Carbon is a crazy complex thing.
I've been reading a lot about carbon sequestration - grabbing carbon out of the air and putting it back into the earth where it originally came from, and where most of it should live.
In doing so I came across a single sentence (that I now can't find) which sent me off on a tangent.
Subduction is a process that if we could safely replicate the outcome, we might be in a good place - it draws megatonnes of carbon out of the air and puts it back into the ground.
Subduction is where two tectonic plates grate against each other, and one slips underneath the other. Aside from creating earthquakes, this process sucks stuff down into the sea of magma that the plates are floating on - including carbon from the air. This is also the place where volcanoes and diamonds begin.

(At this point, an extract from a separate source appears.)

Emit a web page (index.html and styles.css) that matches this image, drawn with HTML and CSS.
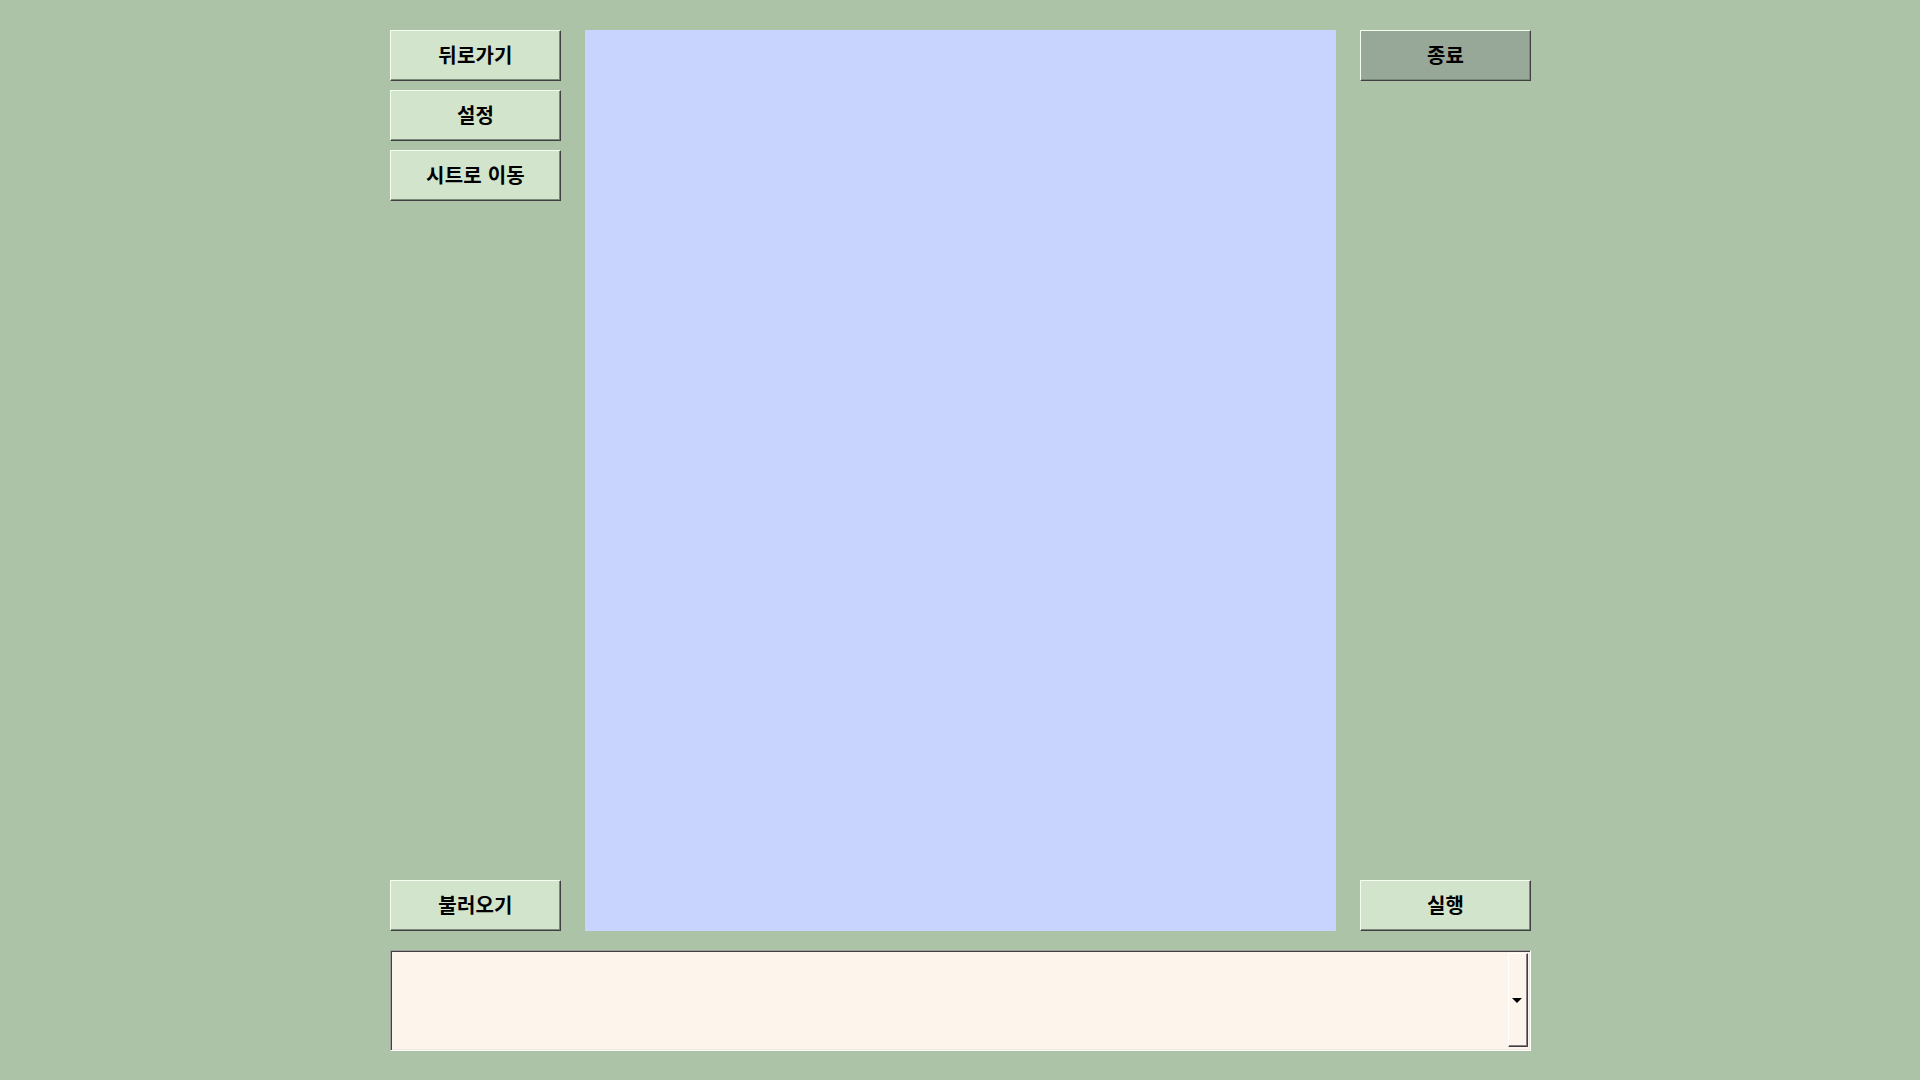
FILE: index.html
```html
<!DOCTYPE html>
<html lang="ko">
<head>
<meta charset="utf-8">
<title>Form</title>
<link rel="stylesheet" href="styles.css">
</head>
<body>
<div class="form">
  <div class="main">
    <div class="side">
      <div class="stack">
        <button class="btn">뒤로가기</button>
        <button class="btn">설정</button>
        <button class="btn">시트로 이동</button>
      </div>
      <button class="btn">불러오기</button>
    </div>
    <div class="panel"></div>
    <div class="side">
      <button class="btn btn-exit">종료</button>
      <button class="btn">실행</button>
    </div>
  </div>
  <div class="combo">
    <div class="combo-btn"><span class="arrow"></span></div>
  </div>
</div>
</body>
</html>
```

FILE: styles.css
```css
html, body {
  margin: 0;
  padding: 0;
  background: #adc3a8;
  width: 1920px;
  height: 1080px;
  overflow: hidden;
}
.form {
  width: 1141px;
  margin: 30px 0 0 390px;
  display: flex;
  flex-direction: column;
  gap: 19px;
}
.main {
  display: flex;
  gap: 24px;
  height: 901px;
}
.side {
  width: 171px;
  display: flex;
  flex-direction: column;
  justify-content: space-between;
}
.stack {
  display: flex;
  flex-direction: column;
  gap: 9px;
}
.btn {
  box-sizing: border-box;
  width: 171px;
  height: 51px;
  margin: 0;
  padding: 0 0 1px 0;
  background: #d2e4cc;
  border-style: solid;
  border-width: 1px 1px 1px 1px;
  border-color: #f4fff0 #404040 #404040 #f4fff0;
  box-shadow: inset -1px -1px 0 #7a8a78;
  font-family: "Noto Sans CJK KR", "Noto Sans", sans-serif;
  font-weight: 700;
  font-size: 20px;
  letter-spacing: 0.2px;
  color: #000;
  line-height: 1;
  display: flex;
  align-items: center;
  justify-content: center;
  cursor: default;
}
.btn-exit {
  background: #98a898;
}
.panel {
  width: 751px;
  background: #c8d3fe;
}
.combo {
  box-sizing: border-box;
  height: 101px;
  background: #fdf4ec;
  border-style: solid;
  border-width: 1px;
  border-color: #a0a0a0 #ffffff #ffffff #a0a0a0;
  box-shadow: inset 1px 1px 0 #404040, inset -1px -1px 0 #f0ece4;
  display: flex;
  justify-content: flex-end;
  padding: 2px 2px 3px 0;
}
.combo-btn {
  box-sizing: border-box;
  width: 20px;
  background: #fdf4ec;
  border-style: solid;
  border-width: 1px;
  border-color: #ffffff #404040 #404040 #ffffff;
  box-shadow: inset -1px -1px 0 #808080;
  display: flex;
  align-items: center;
  justify-content: center;
}
.arrow {
  width: 0;
  height: 0;
  border-left: 5px solid transparent;
  border-right: 5px solid transparent;
  border-top: 5px solid #000;
  margin-right: 2px;
}
```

These subduction zones create natural laboratories where researchers are able to measure and trace the amount of carbon pulled down.
It's a natural process that's been happening for millions of years. Earth had the carbon thing pretty well figured out, but we've messed it up. She's still doing her subduction thing to help us, but we have to do our bit too.
Sequestration is the human-made equivalent of this process - it's how we're dealing with the carbon that's already in the air. One of the things we'll need more of, are projects that replicate the outcome (without the earthquakes) of drawing bucketloads of carbon out of the air.
But actually, what we really, truly need is just to produce less of it.